Yesterday we read of the death of Joachim Ronneberg, the brave Norwegian who, with five others, in a daring raid on Rjukan, Telemark, in 1943 effectively put an end to Nazi attempts to develop an atomic bomb. We also read of President Trump’s threat to start another arms race by withdrawing from the 1987 Intermediate-Range Nuclear Forces (INF) treaty, I’m sure I’m not alone in seeing here a terrible irony. In eighty years we have swung from thinking nuclear war a bad thing, to be avoided at all costs, to relying upon a nuclear arsenal to ‘keep us safe’. I’m not an expert in what keeps people safe from war or violence, but I have a hunch that those who amass weapons are inclined to use them or, at least, become more casual about using them when they perceive a threat to something they value. The world’s leaders usually have bunkers to go to; it is the ordinary man, woman and child who must bear the brunt of the violence. We saw that in Japan at the end of World War II. Pray God we never see it again.

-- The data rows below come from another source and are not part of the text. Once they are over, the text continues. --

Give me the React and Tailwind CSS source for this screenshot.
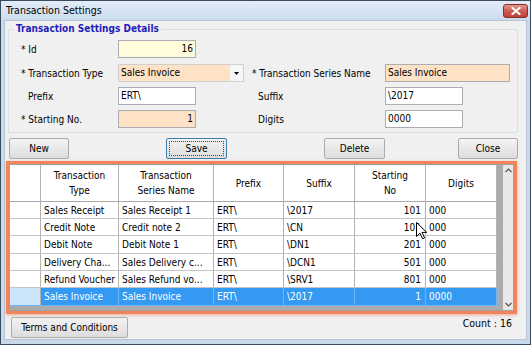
import React from 'react';

const rows = [
    { type: 'Sales Receipt', series: 'Sales Receipt 1', prefix: 'ERT\\', suffix: '\\2017', start: '101', digits: '000', h: 'h-[17px]' },
    { type: 'Credit Note', series: 'Credit note 2', prefix: 'ERT\\', suffix: '\\CN', start: '101', digits: '000', h: 'h-[17px]' },
    { type: 'Debit Note', series: 'Debit Note 1', prefix: 'ERT\\', suffix: '\\DN1', start: '201', digits: '000', h: 'h-[18px]' },
    { type: 'Delivery Cha...', series: 'Sales Delivery c...', prefix: 'ERT\\', suffix: '\\DCN1', start: '501', digits: '000', h: 'h-[17px]' },
    { type: 'Refund Voucher', series: 'Sales Refund vo...', prefix: 'ERT\\', suffix: '\\SRV1', start: '801', digits: '000', h: 'h-[17px]' },
    { type: 'Sales Invoice', series: 'Sales Invoice', prefix: 'ERT\\', suffix: '\\2017', start: '1', digits: '0000', h: 'h-[18px]', selected: true },
];

const Field = ({ className = '', children }) => (
    <div className={`h-[18px] border border-[#abadb3] leading-[16px] px-[2px] text-black ${className}`}>{children}</div>
);

const Btn = ({ className = '', children }) => (
    <div className={`h-[21px] border border-[#acacac] rounded-[2px] bg-linear-to-b from-[#f3f3f3] to-[#dddddd] flex items-center justify-center text-black ${className}`}>
        {children}
    </div>
);

const App = () => {
    return (
        <div className="relative w-[531px] h-[345px] bg-[#c9d9ec] border border-[#3b4b5c] flex flex-col font-['DejaVu_Sans_Condensed','DejaVu_Sans',sans-serif] text-[10px] text-black overflow-hidden">
            {/* title bar */}
            <div className="h-[19px] shrink-0 flex items-center bg-linear-to-b from-[#e2ecf7] to-[#ccdcef]">
                <span className="pl-[5px] text-[10.5px]">Transaction Settings</span>
                <div className="ml-auto mr-[2px] w-[25px] h-[14px] rounded-[3px] border border-[#8a2b24] bg-linear-to-b from-[#e29a90] via-[#cc5a4e] to-[#c0443a] flex items-center justify-center">
                    <svg width="10" height="8" viewBox="0 0 10 8">
                        <path d="M1.5 1 L8.5 7 M8.5 1 L1.5 7" stroke="#fff" strokeWidth="2" strokeLinecap="square" />
                    </svg>
                </div>
            </div>

            {/* client area */}
            <div className="flex-1 mx-[3px] mb-[4px] bg-[#f0f0f0] border border-[#b7c5d5] flex flex-col overflow-hidden">
                {/* group box */}
                <div className="relative ml-[3px] mt-[8px] w-[510px] h-[104px] shrink-0 border border-[#d5dfe5] rounded-[2px] pt-[10px] pl-[12px]">
                    <span className="absolute -top-[7px] left-[5px] px-[2px] bg-[#f0f0f0] font-bold text-[#1e1eb8] leading-[12px]">Transaction Settings Details</span>

                    <div className="flex items-center">
                        <div className="w-[97px]">* Id</div>
                        <Field className="w-[78px] bg-[#fffcdb] text-right">16</Field>
                    </div>

                    <div className="flex items-center mt-[6px]">
                        <div className="w-[97px]">* Transaction Type</div>
                        <div className="w-[126px] h-[18px] border border-[#d0d0d0] flex">
                            <div className="flex-1 bg-[#fde2c6] leading-[16px] px-[2px]">Sales Invoice</div>
                            <div className="w-[13px] bg-[#f6f6f6] flex items-center justify-center">
                                <svg width="5" height="3" viewBox="0 0 5 3"><path d="M0 0 H5 L2.5 3 Z" fill="#000" /></svg>
                            </div>
                        </div>
                        <div className="ml-[8px] w-[133px]">* Transaction Series Name</div>
                        <Field className="w-[125px] bg-[#fde2c6]">Sales Invoice</Field>
                    </div>

                    <div className="flex items-center mt-[5px]">
                        <div className="w-[97px] pl-[7px]">Prefix</div>
                        <Field className="w-[78px] bg-white">ERT\</Field>
                        <div className="ml-[56px] w-[133px] pl-[6px]">Suffix</div>
                        <Field className="w-[78px] bg-white">\2017</Field>
                    </div>

                    <div className="flex items-center mt-[5px]">
                        <div className="w-[97px]">* Starting No.</div>
                        <Field className="w-[78px] bg-[#fde2c6] text-right">1</Field>
                        <div className="ml-[56px] w-[133px] pl-[6px]">Digits</div>
                        <Field className="w-[78px] bg-white">0000</Field>
                    </div>
                </div>

                {/* buttons */}
                <div className="flex mt-[5px] shrink-0">
                    <Btn className="ml-[4px] w-[60px]">New</Btn>
                    <div className="ml-[97px] w-[61px] h-[21px] border border-[#3c7fb1] rounded-[2px] bg-linear-to-b from-[#f3f3f3] to-[#dddddd] p-[2px]">
                        <div className="w-full h-full border border-dotted border-[#444] flex items-center justify-center">Save</div>
                    </div>
                    <Btn className="ml-[97px] w-[61px]">Delete</Btn>
                    <Btn className="ml-[73px] w-[60px]">Close</Btn>
                </div>

                {/* grid with highlight */}
                <div className="ml-[1px] mt-[2px] w-[511px] h-[153px] shrink-0 border-[3px] border-[#f2845a] shadow-[0_1px_3px_rgba(240,120,80,0.6)]">
                    <div className="h-full border border-[#a0a0a0] flex">
                        <div className="flex-1 bg-[#ababab] flex flex-col">
                            <div className="flex w-[487px] h-[37px] bg-white text-center leading-[15px] border-b border-[#a9a9a9]">
                                <div className="w-[31px] border-r border-[#b4b4b4]"></div>
                                <div className="w-[78px] border-r border-[#b4b4b4] flex items-center justify-center">Transaction<br />Type</div>
                                <div className="w-[95px] border-r border-[#b4b4b4] flex items-center justify-center">Transaction<br />Series Name</div>
                                <div className="w-[70px] border-r border-[#b4b4b4] flex items-center justify-center">Prefix</div>
                                <div className="w-[71px] border-r border-[#b4b4b4] flex items-center justify-center">Suffix</div>
                                <div className="w-[71px] border-r border-[#b4b4b4] flex items-center justify-center">Starting<br />No</div>
                                <div className="w-[71px] border-r border-[#b4b4b4] flex items-center justify-center">Digits</div>
                            </div>
                            {rows.map((r, i) => (
                                <div key={i} className={`flex w-[487px] ${r.h} border-b ${r.selected ? 'bg-[#3399f3] text-white border-[#6fb6f5]' : 'bg-white border-[#c4c4c4]'}`}>
                                    <div className={`w-[31px] border-r border-[#b4b4b4] ${r.selected ? 'bg-[#cde5f8]' : 'bg-white'}`}></div>
                                    <div className={`w-[78px] border-r pl-[3px] flex items-center whitespace-nowrap ${r.selected ? 'border-[#6fb6f5]' : 'border-[#b4b4b4]'}`}>{r.type}</div>
                                    <div className={`w-[95px] border-r pl-[3px] flex items-center whitespace-nowrap ${r.selected ? 'border-[#6fb6f5]' : 'border-[#b4b4b4]'}`}>{r.series}</div>
                                    <div className={`w-[70px] border-r pl-[3px] flex items-center ${r.selected ? 'border-[#6fb6f5]' : 'border-[#b4b4b4]'}`}>{r.prefix}</div>
                                    <div className={`w-[71px] border-r pl-[3px] flex items-center ${r.selected ? 'border-[#6fb6f5]' : 'border-[#b4b4b4]'}`}>{r.suffix}</div>
                                    <div className={`w-[71px] border-r pr-[4px] flex items-center justify-end ${r.selected ? 'border-[#6fb6f5]' : 'border-[#b4b4b4]'}`}>{r.start}</div>
                                    <div className={`w-[71px] border-r pl-[3px] flex items-center ${r.selected ? 'border-[#6fb6f5]' : 'border-[#b4b4b4]'}`}>{r.digits}</div>
                                </div>
                            ))}
                        </div>
                        {/* scrollbar */}
                        <div className="w-[10px] bg-[#e8e8e8] flex flex-col items-center justify-between py-[3px]">
                            <svg width="7" height="5" viewBox="0 0 7 5"><path d="M0.5 4 L3.5 1 L6.5 4" stroke="#555" strokeWidth="1.2" fill="none" /></svg>
                            <svg width="7" height="5" viewBox="0 0 7 5"><path d="M0.5 1 L3.5 4 L6.5 1" stroke="#555" strokeWidth="1.2" fill="none" /></svg>
                        </div>
                    </div>
                </div>

                {/* bottom */}
                <div className="flex items-start mt-[3px] shrink-0">
                    <Btn className="ml-[6px] w-[117px]">Terms and Conditions</Btn>
                    <span className="ml-auto mr-[14px] -mt-[1px] text-[10.5px]">Count : 16</span>
                </div>
            </div>

            {/* mouse pointer */}
            <svg className="absolute left-[415px] top-[221px]" width="12" height="18" viewBox="0 0 12 18">
                <path d="M0.5 0.5 L0.5 14.5 L4 11.2 L6.6 16.8 L8.6 15.9 L6 10.4 L10.8 10.4 Z" fill="#fff" stroke="#000" strokeWidth="1" strokeLinejoin="miter" />
            </svg>
        </div>
    );
};

export default App;
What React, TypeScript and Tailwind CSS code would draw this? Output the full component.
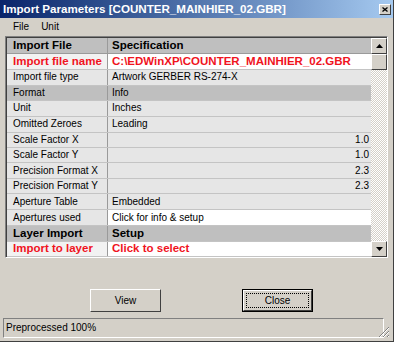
import React from "react";

type Row = {
  label: string;
  spec?: string;
  kind?: "red" | "section" | "bold" | "normal";
  align?: "right";
  white?: boolean;
  h: string;
};

const rows: Row[] = [
  { label: "Import file name", spec: "C:\\EDWinXP\\COUNTER_MAINHIER_02.GBR", kind: "red", white: true, h: "h-[16px]" },
  { label: "Import file type", spec: "Artwork GERBER RS-274-X", h: "h-[16px]" },
  { label: "Format", spec: "Info", kind: "section", h: "h-[15px]" },
  { label: "Unit", spec: "Inches", h: "h-[16px]" },
  { label: "Omitted Zeroes", spec: "Leading", h: "h-[16px]" },
  { label: "Scale Factor X", spec: "1.0", align: "right", h: "h-[16px]" },
  { label: "Scale Factor Y", spec: "1.0", align: "right", h: "h-[15px]" },
  { label: "Precision Format X", spec: "2.3", align: "right", h: "h-[16px]" },
  { label: "Precision Format Y", spec: "2.3", align: "right", h: "h-[15px]" },
  { label: "Aperture Table", spec: "Embedded", h: "h-[16px]" },
  { label: "Apertures used", spec: "Click for info & setup", white: true, h: "h-[16px]" },
  { label: "Layer Import", spec: "Setup", kind: "bold", h: "h-[16px]" },
  { label: "Import to layer", spec: "Click to select", kind: "red", white: true, h: "h-[15px]" },
];

function GridRow({ row }: { row: Row }) {
  const dark = row.kind === "section" || row.kind === "bold";
  const rowBg = dark ? "bg-[#bfbfbf]" : "bg-[#e6e6e6]";
  const text =
    row.kind === "red"
      ? "text-[#f0141e] font-bold text-[11.5px]"
      : row.kind === "bold"
      ? "text-black font-bold text-[11.5px]"
      : "text-black text-[10px]";
  return (
    <div className={`flex ${row.h} border-b border-[#c4c4c4] ${rowBg}`}>
      <div
        className={`w-[101px] shrink-0 pl-[6px] flex items-center border-r border-[#9a9a9a] whitespace-nowrap ${text} ${
          row.kind === "red" ? "bg-[#f2f2f2]" : ""
        }`}
      >
        {row.label}
      </div>
      <div
        className={`flex-1 flex items-center pl-[4px] pr-[2px] whitespace-nowrap ${text} ${
          row.white ? "bg-white" : ""
        } ${row.align === "right" ? "justify-end" : ""}`}
      >
        {row.spec}
      </div>
    </div>
  );
}

function ArrowBtn({ up }: { up?: boolean }) {
  return (
    <div className="h-[16px] w-[16px] bg-[#d4d0c8] border-t border-l border-t-white border-l-white border-r border-b border-r-[#404040] border-b-[#404040] flex items-center justify-center">
      <svg width="7" height="4" viewBox="0 0 7 4">
        {up ? (
          <polygon points="3.5,0 7,4 0,4" fill="#000" />
        ) : (
          <polygon points="0,0 7,0 3.5,4" fill="#000" />
        )}
      </svg>
    </div>
  );
}

function Button({ label, isDefault }: { label: string; isDefault?: boolean }) {
  if (isDefault) {
    return (
      <div className="w-[71px] h-[23px] border border-black">
        <div className="h-full w-full bg-[#d4d0c8] border-t border-l border-t-white border-l-white border-r border-b border-r-[#404040] border-b-[#404040] p-[2px]">
          <div className="h-full w-full border border-dotted border-black flex items-center justify-center text-black">
            {label}
          </div>
        </div>
      </div>
    );
  }
  return (
    <div className="w-[71px] h-[23px] bg-[#d4d0c8] border-t border-l border-t-white border-l-white border-r border-b border-r-[#404040] border-b-[#404040] flex items-center justify-center text-black">
      {label}
    </div>
  );
}

export default function App() {
  return (
    <div
      className="w-[397px] h-[346px] bg-white overflow-hidden text-[10px] leading-none"
      style={{ fontFamily: '"Liberation Sans", Arial, sans-serif' }}
    >
      <div className="w-[394px] h-[342px] bg-[#d4d0c8] border-r border-b border-r-[#404040] border-b-[#404040] flex flex-col">
        {/* Title bar */}
        <div className="h-[18px] flex items-center justify-between pl-[3px] pr-[2px] bg-gradient-to-r from-[#0a246a] to-[#a6caf0]">
          <span className="text-white font-bold text-[11.6px]">
            Import Parameters [COUNTER_MAINHIER_02.GBR]
          </span>
          <div className="w-[12px] h-[11px] bg-[#d4d0c8] border-t border-l border-t-white border-l-white border-r border-b border-r-[#404040] border-b-[#404040] flex items-center justify-center">
            <svg width="6" height="5" viewBox="0 0 6 5">
              <path d="M0.5 0.5 L5.5 4.5 M5.5 0.5 L0.5 4.5" stroke="#000" strokeWidth="1.3" />
            </svg>
          </div>
        </div>

        {/* Menu */}
        <div className="h-[18px] flex items-center gap-[12px] pl-[13px] text-black">
          <span>File</span>
          <span>Unit</span>
        </div>

        {/* Grid */}
        <div className="ml-[5px] mr-[5px] h-[222px] flex border-t border-l border-t-[#808080] border-l-[#808080] border-r border-b border-r-white border-b-white">
          <div className="flex-1 flex flex-col border-t border-l border-t-[#404040] border-l-[#404040] bg-[#e6e6e6]">
            <div className="flex h-[16px] border-b border-[#9a9a9a] bg-[#bfbfbf] font-bold text-[11.5px] text-black">
              <div className="w-[101px] shrink-0 pl-[6px] flex items-center border-r border-[#9a9a9a]">
                Import File
              </div>
              <div className="flex-1 flex items-center pl-[4px]">Specification</div>
            </div>
            {rows.map((r) => (
              <GridRow key={r.label} row={r} />
            ))}
          </div>
          <div className="w-[16px] flex flex-col border-t border-[#404040] bg-[repeating-conic-gradient(#ffffff_0_25%,#d4d0c8_0_50%)] bg-[length:2px_2px]">
            <ArrowBtn up />
            <div className="h-[16px] w-[16px] bg-[#d4d0c8] border-t border-l border-t-white border-l-white border-r border-b border-r-[#404040] border-b-[#404040]" />
            <div className="flex-1" />
            <ArrowBtn />
          </div>
        </div>

        {/* Buttons */}
        <div className="flex-1 flex items-end justify-start pb-[6px]">
          <div className="ml-[90px]">
            <Button label="View" />
          </div>
          <div className="ml-[81px]">
            <Button label="Close" isDefault />
          </div>
        </div>

        {/* Status bar */}
        <div className="flex items-end mb-[3px] mx-[3px]">
          <div className="flex-1 h-[20px] border-t border-l border-t-[#808080] border-l-[#808080] border-r border-b border-r-white border-b-white flex items-center pl-[2px] text-black">
            Preprocessed 100%
          </div>
          <div className="w-[6px] h-[12px] relative">
            <svg width="12" height="12" viewBox="0 0 12 12" className="absolute right-0 bottom-0">
              <path d="M11 1 L1 11 M11 5 L5 11 M11 9 L9 11" stroke="#808080" strokeWidth="1" />
              <path d="M11 2 L2 11 M11 6 L6 11 M11 10 L10 11" stroke="#ffffff" strokeWidth="1" />
            </svg>
          </div>
        </div>
      </div>
    </div>
  );
}
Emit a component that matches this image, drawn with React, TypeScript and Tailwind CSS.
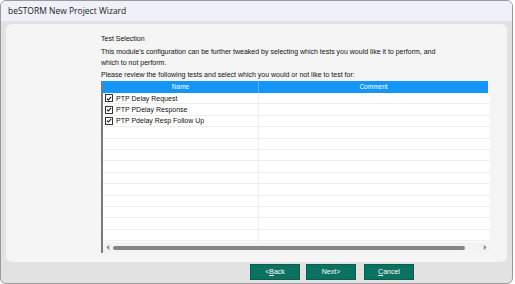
const tests = ['PTP Delay Request', 'PTP PDelay Response', 'PTP Pdelay Resp Follow Up'];
const emptyRows = 11;

function Check() {
  return (
    <span className="flex h-[8px] w-[8px] shrink-0 items-center justify-center border border-[#333] bg-white">
      <svg viewBox="0 0 8 8" className="h-[7px] w-[7px]">
        <path d="M1.2 4.2 L3.2 6 L6.8 1.8" fill="none" stroke="#111" strokeWidth="1.4" />
      </svg>
    </span>
  );
}

function WizButton({ children }: { children: React.ReactNode }) {
  return (
    <button className="flex h-[16px] w-[50px] items-center justify-center border border-[#0a5e50] bg-[#0b7160] text-[7px] text-white">
      {children}
    </button>
  );
}

export default function App() {
  return (
    <div className="h-[284px] w-[515px] bg-white font-['Liberation_Sans',Arial,sans-serif]">
      <div className="flex h-[284px] w-[513px] flex-col overflow-hidden rounded-[6px] border border-[#9a9a9a] bg-[#e2e2e2]">
        {/* title bar */}
        <div className="flex h-[20px] shrink-0 items-center bg-[#eef1f9] pl-[7px] font-['Open_Sans',sans-serif] text-[8.5px] text-[#1a1a1a]">
          beSTORM New Project Wizard
        </div>

        {/* content panel */}
        <div className="mx-[5px] mt-[3px] flex h-[238px] flex-col rounded-[6px] bg-[#f5f5f5] pl-[95px] pr-[16px] pt-[10px] text-[7px] text-[#111]">
          <p className="leading-[10px]">Test Selection</p>
          <p className="mt-[2px] leading-[11px]">
            This module's configuration can be further tweaked by selecting which tests you would like it to perform, and
            <br />
            which to not perform.
          </p>
          <p className="mt-[1px] leading-[11px]">Please review the following tests and select which you would or not like to test for:</p>

          {/* table */}
          <div className="mt-[1px] flex h-[172px] w-[389px] flex-col border-l-2 border-[#7a7a7a] bg-white">
            <div className="flex h-[12px] shrink-0 bg-[#1396f7] text-[6.5px] text-white">
              <div className="flex w-[155px] items-center justify-center">Name</div>
              <div className="flex flex-1 items-center justify-center border-l border-[#4fb0f8]">Comment</div>
              <div className="w-[2px] bg-[#f0f0f0]" />
            </div>
            <div className="flex flex-1 flex-col overflow-hidden">
              {tests.map((t) => (
                <div key={t} className="flex h-[11.4px] shrink-0 border-b border-[#eeeeee]">
                  <div className="flex w-[155px] items-center gap-[3px] pl-[2px]">
                    <Check />
                    <span className="text-[7px] leading-none">{t}</span>
                  </div>
                  <div className="flex-1 border-l border-[#eeeeee]" />
                </div>
              ))}
              {Array.from({ length: emptyRows }).map((_, i) => (
                <div key={i} className="flex h-[11.4px] shrink-0 border-b border-[#eeeeee]">
                  <div className="w-[155px]" />
                  <div className="flex-1 border-l border-[#eeeeee]" />
                </div>
              ))}
            </div>
            {/* horizontal scrollbar */}
            <div className="flex h-[11px] shrink-0 items-center gap-[3px] bg-[#f3f3f3] px-[3px]">
              <svg viewBox="0 0 4 6" className="h-[5px] w-[4px]">
                <path d="M3.5 0 L0 3 L3.5 6 Z" fill="#8a8a8a" />
              </svg>
              <div className="h-[4px] flex-1 rounded-full bg-[#858585]" />
              <div className="w-[12px]" />
              <svg viewBox="0 0 4 6" className="h-[5px] w-[4px]">
                <path d="M0.5 0 L4 3 L0.5 6 Z" fill="#8a8a8a" />
              </svg>
            </div>
          </div>
        </div>

        {/* buttons */}
        <div className="mt-[1px] flex gap-[6px] pl-[249px] pt-[1px]">
          <WizButton>
            &lt;<span className="underline">B</span>ack
          </WizButton>
          <WizButton>Next&gt;</WizButton>
          <div className="ml-[2px]">
            <WizButton>
              <span className="underline">C</span>ancel
            </WizButton>
          </div>
        </div>
      </div>
    </div>
  );
}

So, why do I write about this today? It is for the simple reason that, although it is our leaders who decide issues of war and peace, we, as citizens, have a huge responsibility to hold our leaders to account, to make our views known and not allow the world to blunder into another war — one in which we know there will be no winners. If we don’t, we give our leaders carte blanche to perpetrate whatever wrong they choose. No one in their right mind would choose destruction, but it has often been the unintended consequence of not being challenged or failing to foresee the consequences of certain policies or actions. Today I’m praying for wisdom and restraint in China, Russia and the U.S.A. and in all those lesser states, like North Korea, that will be taking a keen interest in how the world reacts.